Cherishing the moment came naturally to me as a new mother, but as the days got busier and busier, this is something I have to work at.
On long car journeys the children would play a game called yellow car. It wasn’t a very exciting game but it kept them entertained. They would see how many yellow cars they could find. It was always a race to be the first. It always surprised me how many yellow cars there were around. I have discovered that the happy, precious moments of family life are there far more often than we realize. The more we look for them, the more we see them. The more we see and cherish them, the more we begin to create them, consciously and subconsciously.
To help me cherish the moments I record them in a journal at night or try to capture them in photos and add them on my blog.

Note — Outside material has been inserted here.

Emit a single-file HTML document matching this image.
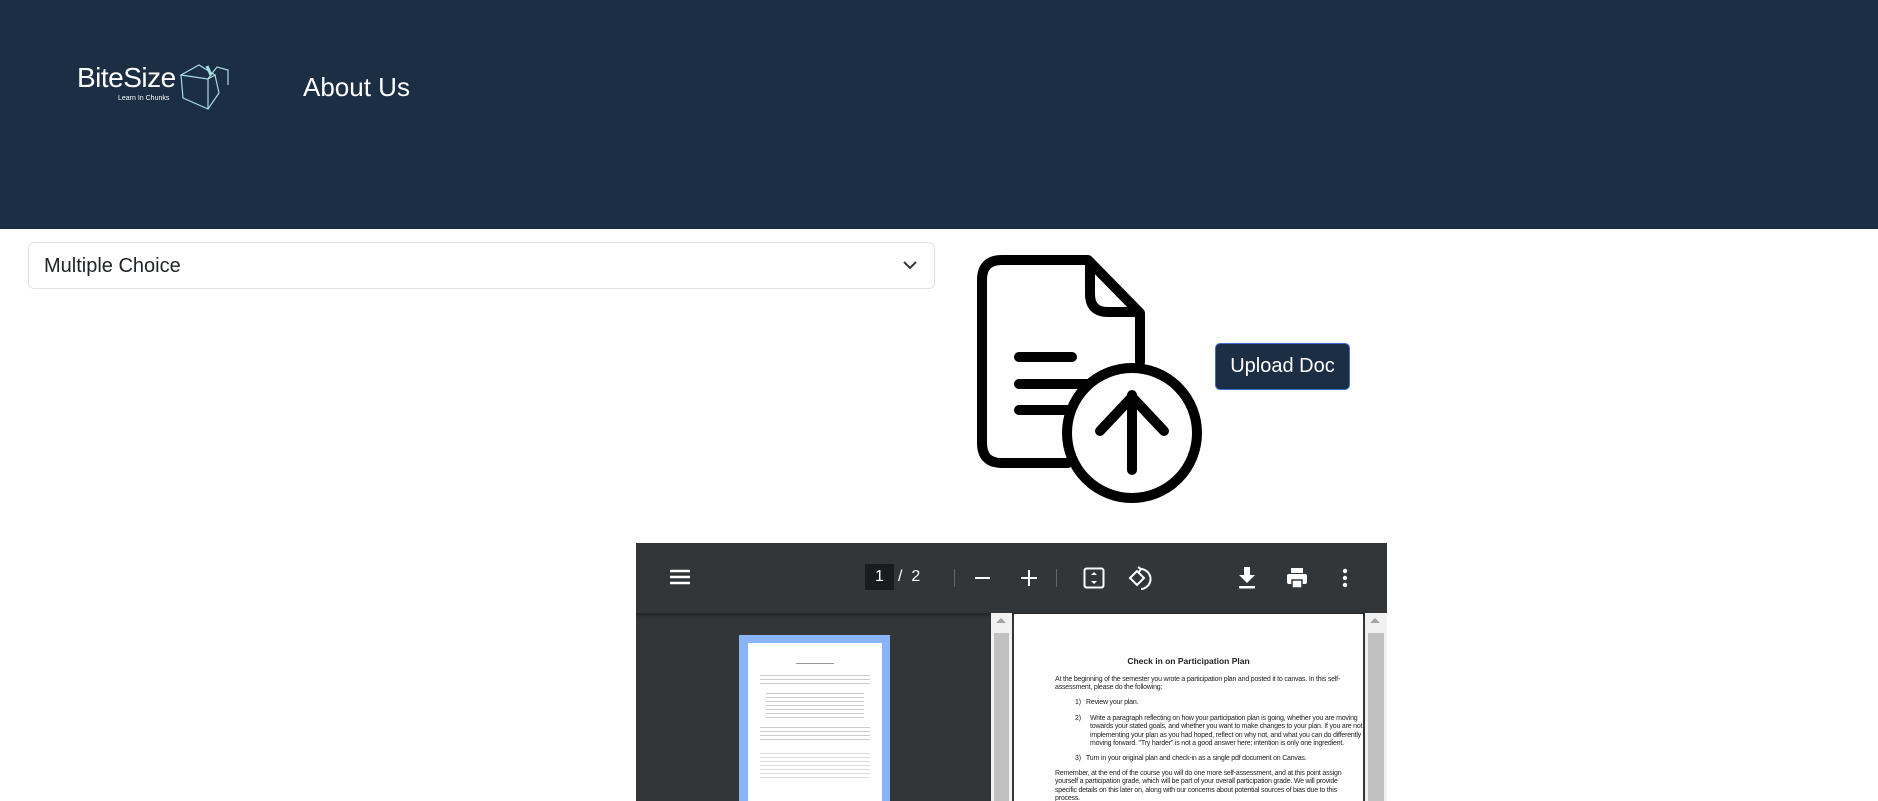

I was recently taught the difference between a ‘human being’ versus a ‘human doing’. When life gets so busy it is easy to become a ‘human doing’ but this is exhausting and we can miss out on some of the most precious moments and relationships if we do not make the effort to be a ‘human being’. There are different things we can do, prayer and meditation are good but even those can feel like something that needs to be done. Try to spend 3 minutes each day doing nothing, just being. Lay down and recognise how incredible it is just to be you. Speak positively to yourself things like, “I am enough!”, “Even if I never did anything, I am enough just because I am me”, “I am loved for being me, not because of what I do”. This can also help change our thinking and keep us positive when challenges come and we doubt ourselves. ‘Being’ is something children are naturally good at but we often forget when life gets busy. They can be our guide especially when we are spending time with them.